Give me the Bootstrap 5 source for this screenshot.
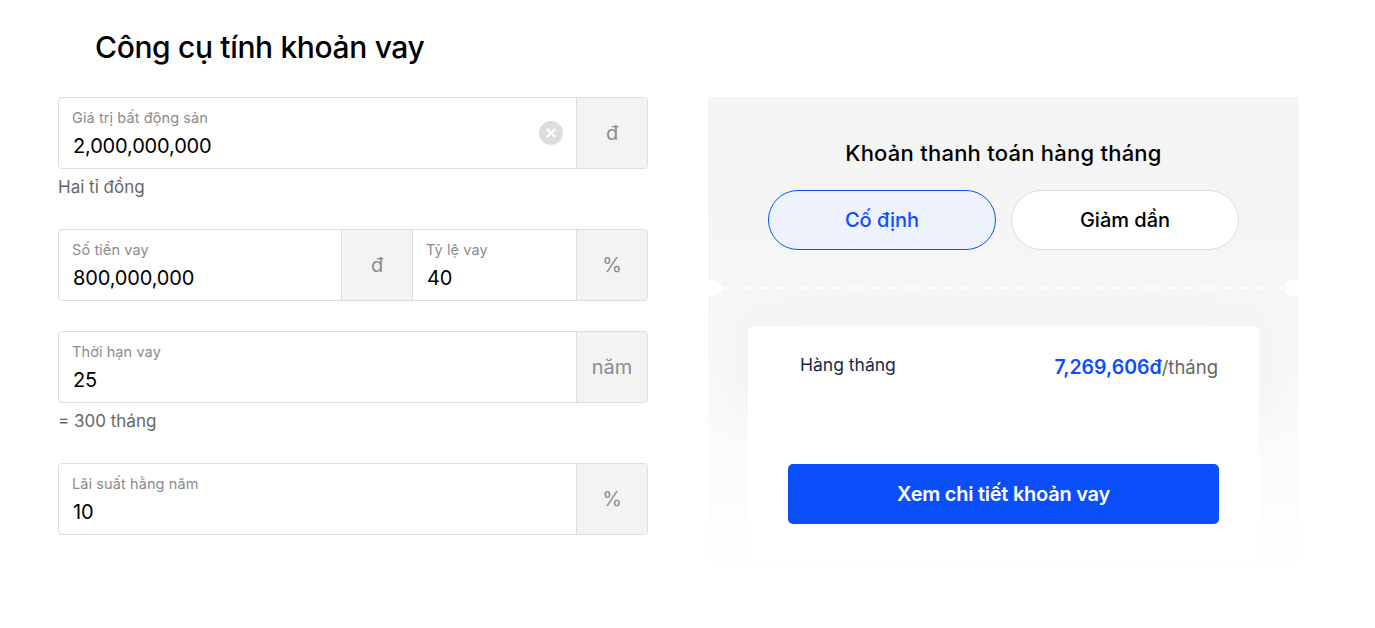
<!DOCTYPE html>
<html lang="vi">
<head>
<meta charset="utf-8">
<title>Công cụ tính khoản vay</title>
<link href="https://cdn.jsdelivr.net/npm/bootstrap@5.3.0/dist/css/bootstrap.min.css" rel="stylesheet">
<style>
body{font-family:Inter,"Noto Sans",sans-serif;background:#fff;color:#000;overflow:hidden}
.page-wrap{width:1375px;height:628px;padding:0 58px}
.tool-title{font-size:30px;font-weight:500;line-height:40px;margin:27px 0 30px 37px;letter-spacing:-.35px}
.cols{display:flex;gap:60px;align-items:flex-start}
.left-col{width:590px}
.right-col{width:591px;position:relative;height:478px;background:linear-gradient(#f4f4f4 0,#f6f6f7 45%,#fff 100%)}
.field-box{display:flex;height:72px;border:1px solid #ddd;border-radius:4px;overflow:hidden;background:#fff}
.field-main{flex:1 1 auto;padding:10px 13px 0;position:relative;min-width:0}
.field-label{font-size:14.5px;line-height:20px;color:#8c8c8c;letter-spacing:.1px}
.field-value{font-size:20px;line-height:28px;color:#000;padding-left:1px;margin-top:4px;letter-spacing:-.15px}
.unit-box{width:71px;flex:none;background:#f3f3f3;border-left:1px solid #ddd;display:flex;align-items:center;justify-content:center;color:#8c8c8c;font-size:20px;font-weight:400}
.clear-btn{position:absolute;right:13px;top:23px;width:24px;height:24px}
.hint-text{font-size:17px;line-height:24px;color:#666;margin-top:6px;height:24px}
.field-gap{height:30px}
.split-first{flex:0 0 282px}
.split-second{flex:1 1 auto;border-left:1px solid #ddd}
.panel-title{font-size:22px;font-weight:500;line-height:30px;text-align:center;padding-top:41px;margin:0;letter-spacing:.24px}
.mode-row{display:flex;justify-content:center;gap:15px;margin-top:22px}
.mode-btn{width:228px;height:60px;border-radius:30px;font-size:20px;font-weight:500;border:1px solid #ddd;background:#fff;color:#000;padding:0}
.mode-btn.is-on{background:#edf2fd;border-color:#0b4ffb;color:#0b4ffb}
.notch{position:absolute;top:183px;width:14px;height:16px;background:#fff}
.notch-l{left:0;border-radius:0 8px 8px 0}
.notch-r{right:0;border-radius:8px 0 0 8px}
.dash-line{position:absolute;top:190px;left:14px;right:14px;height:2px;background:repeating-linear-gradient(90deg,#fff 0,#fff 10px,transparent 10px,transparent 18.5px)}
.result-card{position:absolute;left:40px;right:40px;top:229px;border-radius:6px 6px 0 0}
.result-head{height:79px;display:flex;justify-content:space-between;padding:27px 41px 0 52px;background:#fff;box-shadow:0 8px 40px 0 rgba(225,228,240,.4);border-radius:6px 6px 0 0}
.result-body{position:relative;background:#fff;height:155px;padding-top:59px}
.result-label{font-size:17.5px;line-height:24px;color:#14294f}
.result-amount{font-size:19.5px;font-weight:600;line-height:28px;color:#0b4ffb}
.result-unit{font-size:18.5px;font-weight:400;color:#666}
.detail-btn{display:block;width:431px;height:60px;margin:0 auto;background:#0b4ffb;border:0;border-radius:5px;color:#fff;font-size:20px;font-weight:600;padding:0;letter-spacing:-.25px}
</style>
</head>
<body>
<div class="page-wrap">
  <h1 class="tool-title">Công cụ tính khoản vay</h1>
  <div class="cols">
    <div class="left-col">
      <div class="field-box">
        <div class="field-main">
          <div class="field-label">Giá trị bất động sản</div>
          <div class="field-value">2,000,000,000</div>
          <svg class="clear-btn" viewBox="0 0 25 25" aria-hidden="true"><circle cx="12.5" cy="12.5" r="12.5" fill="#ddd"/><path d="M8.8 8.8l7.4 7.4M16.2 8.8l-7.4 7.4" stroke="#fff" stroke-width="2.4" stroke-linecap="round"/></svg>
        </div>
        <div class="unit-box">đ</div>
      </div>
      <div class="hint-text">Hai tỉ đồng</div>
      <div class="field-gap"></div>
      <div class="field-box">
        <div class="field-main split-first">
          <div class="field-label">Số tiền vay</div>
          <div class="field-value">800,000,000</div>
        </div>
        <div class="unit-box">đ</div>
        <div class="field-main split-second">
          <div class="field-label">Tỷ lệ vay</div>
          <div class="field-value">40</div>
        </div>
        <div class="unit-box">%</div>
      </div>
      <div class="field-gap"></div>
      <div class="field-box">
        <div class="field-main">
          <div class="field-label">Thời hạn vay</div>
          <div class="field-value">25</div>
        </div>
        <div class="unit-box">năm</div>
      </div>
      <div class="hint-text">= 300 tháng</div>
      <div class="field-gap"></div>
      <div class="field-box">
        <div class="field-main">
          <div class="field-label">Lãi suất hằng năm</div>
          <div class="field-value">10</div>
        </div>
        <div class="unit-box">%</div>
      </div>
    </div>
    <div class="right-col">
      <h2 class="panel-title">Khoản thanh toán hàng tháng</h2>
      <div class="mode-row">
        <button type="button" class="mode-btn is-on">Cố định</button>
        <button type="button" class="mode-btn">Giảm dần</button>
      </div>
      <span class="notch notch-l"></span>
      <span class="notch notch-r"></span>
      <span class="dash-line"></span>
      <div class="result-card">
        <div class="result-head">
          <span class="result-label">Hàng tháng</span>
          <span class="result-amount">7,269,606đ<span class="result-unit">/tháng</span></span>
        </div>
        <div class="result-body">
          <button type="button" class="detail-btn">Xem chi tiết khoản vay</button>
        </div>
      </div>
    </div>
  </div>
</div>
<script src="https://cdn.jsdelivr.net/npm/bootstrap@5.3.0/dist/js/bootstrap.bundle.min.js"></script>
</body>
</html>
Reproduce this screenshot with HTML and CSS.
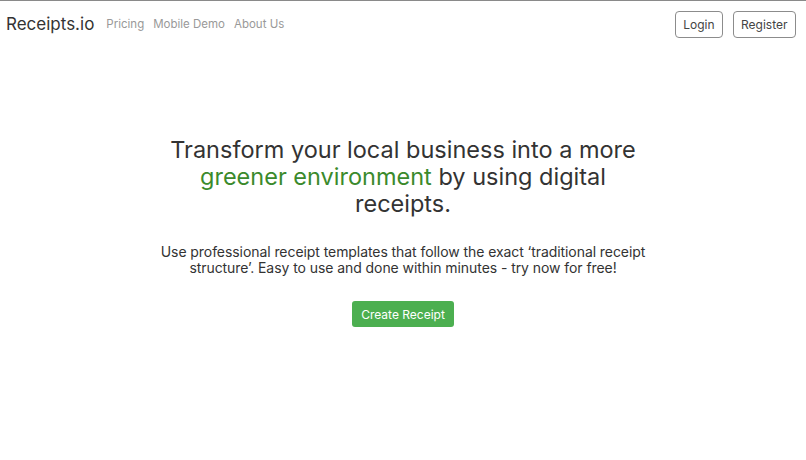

^^^^^^^^

Task goal: What you return should match the records above word for word, minus the pictures.

Final answer:
Give me the Bootstrap 5 source for this screenshot.
<!DOCTYPE html>
<html lang="vi">
<head>
<meta charset="utf-8">
<title>Công cụ tính khoản vay</title>
<link href="https://cdn.jsdelivr.net/npm/bootstrap@5.3.0/dist/css/bootstrap.min.css" rel="stylesheet">
<style>
body{font-family:Inter,"Noto Sans",sans-serif;background:#fff;color:#000;overflow:hidden}
.page-wrap{width:1375px;height:628px;padding:0 58px}
.tool-title{font-size:30px;font-weight:500;line-height:40px;margin:27px 0 30px 37px;letter-spacing:-.35px}
.cols{display:flex;gap:60px;align-items:flex-start}
.left-col{width:590px}
.right-col{width:591px;position:relative;height:478px;background:linear-gradient(#f4f4f4 0,#f6f6f7 45%,#fff 100%)}
.field-box{display:flex;height:72px;border:1px solid #ddd;border-radius:4px;overflow:hidden;background:#fff}
.field-main{flex:1 1 auto;padding:10px 13px 0;position:relative;min-width:0}
.field-label{font-size:14.5px;line-height:20px;color:#8c8c8c;letter-spacing:.1px}
.field-value{font-size:20px;line-height:28px;color:#000;padding-left:1px;margin-top:4px;letter-spacing:-.15px}
.unit-box{width:71px;flex:none;background:#f3f3f3;border-left:1px solid #ddd;display:flex;align-items:center;justify-content:center;color:#8c8c8c;font-size:20px;font-weight:400}
.clear-btn{position:absolute;right:13px;top:23px;width:24px;height:24px}
.hint-text{font-size:17px;line-height:24px;color:#666;margin-top:6px;height:24px}
.field-gap{height:30px}
.split-first{flex:0 0 282px}
.split-second{flex:1 1 auto;border-left:1px solid #ddd}
.panel-title{font-size:22px;font-weight:500;line-height:30px;text-align:center;padding-top:41px;margin:0;letter-spacing:.24px}
.mode-row{display:flex;justify-content:center;gap:15px;margin-top:22px}
.mode-btn{width:228px;height:60px;border-radius:30px;font-size:20px;font-weight:500;border:1px solid #ddd;background:#fff;color:#000;padding:0}
.mode-btn.is-on{background:#edf2fd;border-color:#0b4ffb;color:#0b4ffb}
.notch{position:absolute;top:183px;width:14px;height:16px;background:#fff}
.notch-l{left:0;border-radius:0 8px 8px 0}
.notch-r{right:0;border-radius:8px 0 0 8px}
.dash-line{position:absolute;top:190px;left:14px;right:14px;height:2px;background:repeating-linear-gradient(90deg,#fff 0,#fff 10px,transparent 10px,transparent 18.5px)}
.result-card{position:absolute;left:40px;right:40px;top:229px;border-radius:6px 6px 0 0}
.result-head{height:79px;display:flex;justify-content:space-between;padding:27px 41px 0 52px;background:#fff;box-shadow:0 8px 40px 0 rgba(225,228,240,.4);border-radius:6px 6px 0 0}
.result-body{position:relative;background:#fff;height:155px;padding-top:59px}
.result-label{font-size:17.5px;line-height:24px;color:#14294f}
.result-amount{font-size:19.5px;font-weight:600;line-height:28px;color:#0b4ffb}
.result-unit{font-size:18.5px;font-weight:400;color:#666}
.detail-btn{display:block;width:431px;height:60px;margin:0 auto;background:#0b4ffb;border:0;border-radius:5px;color:#fff;font-size:20px;font-weight:600;padding:0;letter-spacing:-.25px}
</style>
</head>
<body>
<div class="page-wrap">
  <h1 class="tool-title">Công cụ tính khoản vay</h1>
  <div class="cols">
    <div class="left-col">
      <div class="field-box">
        <div class="field-main">
          <div class="field-label">Giá trị bất động sản</div>
          <div class="field-value">2,000,000,000</div>
          <svg class="clear-btn" viewBox="0 0 25 25" aria-hidden="true"><circle cx="12.5" cy="12.5" r="12.5" fill="#ddd"/><path d="M8.8 8.8l7.4 7.4M16.2 8.8l-7.4 7.4" stroke="#fff" stroke-width="2.4" stroke-linecap="round"/></svg>
        </div>
        <div class="unit-box">đ</div>
      </div>
      <div class="hint-text">Hai tỉ đồng</div>
      <div class="field-gap"></div>
      <div class="field-box">
        <div class="field-main split-first">
          <div class="field-label">Số tiền vay</div>
          <div class="field-value">800,000,000</div>
        </div>
        <div class="unit-box">đ</div>
        <div class="field-main split-second">
          <div class="field-label">Tỷ lệ vay</div>
          <div class="field-value">40</div>
        </div>
        <div class="unit-box">%</div>
      </div>
      <div class="field-gap"></div>
      <div class="field-box">
        <div class="field-main">
          <div class="field-label">Thời hạn vay</div>
          <div class="field-value">25</div>
        </div>
        <div class="unit-box">năm</div>
      </div>
      <div class="hint-text">= 300 tháng</div>
      <div class="field-gap"></div>
      <div class="field-box">
        <div class="field-main">
          <div class="field-label">Lãi suất hằng năm</div>
          <div class="field-value">10</div>
        </div>
        <div class="unit-box">%</div>
      </div>
    </div>
    <div class="right-col">
      <h2 class="panel-title">Khoản thanh toán hàng tháng</h2>
      <div class="mode-row">
        <button type="button" class="mode-btn is-on">Cố định</button>
        <button type="button" class="mode-btn">Giảm dần</button>
      </div>
      <span class="notch notch-l"></span>
      <span class="notch notch-r"></span>
      <span class="dash-line"></span>
      <div class="result-card">
        <div class="result-head">
          <span class="result-label">Hàng tháng</span>
          <span class="result-amount">7,269,606đ<span class="result-unit">/tháng</span></span>
        </div>
        <div class="result-body">
          <button type="button" class="detail-btn">Xem chi tiết khoản vay</button>
        </div>
      </div>
    </div>
  </div>
</div>
<script src="https://cdn.jsdelivr.net/npm/bootstrap@5.3.0/dist/js/bootstrap.bundle.min.js"></script>
</body>
</html>
Reproduce this screenshot with HTML and CSS.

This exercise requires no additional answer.